Dissolution of Al2TiO5 inclusions in CaO-SiO2-Al2O3 slags at 1823 K

Abstract

Al-Ti-O inclusions always clog submerged nozzles in Ti-bearing Al-killed steel. A typical synthesized Al2TiO5 inclusion was immersed in a CaO-SiO2-Al2O3 molten slag for different durations at 1823 K. The Al2TiO5 dissolution paths and mechanism were revealed by scanning electron microscopy (SEM) and energy dispersive spectroscopy (EDS). Decreased amounts of Ti and Al and increased amounts of Si and Ca at the dissolution boundary prove that inclusion dissolution and slag penetration simultaneously occur.
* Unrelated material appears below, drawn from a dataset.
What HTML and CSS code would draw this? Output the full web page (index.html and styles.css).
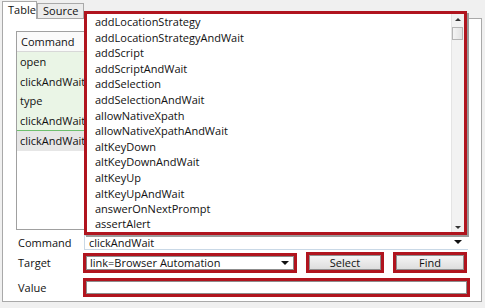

SiO2 diffuses or penetrates the inclusion more quickly than CaO, as indicated by the w(CaO)/w(SiO2) value in the reaction region. A liquid product (containing 0.7–1.2 w(CaO)/w(SiO2), 15wt%–20wt% Al2O3, and 5wt%–15wt% TiO2) forms on the inclusion surface when Al2TiO5 is dissolved in the slag. Al2TiO5 initially dissolves faster than the diffusion rate of the liquid product toward the bulk slag. With increasing reaction time, the boundary reaches its largest distance, the Al2TiO5 dissolution rate equals the liquid product diffusion rate, and the dissolution process remains stable until the inclusion is completely dissolved.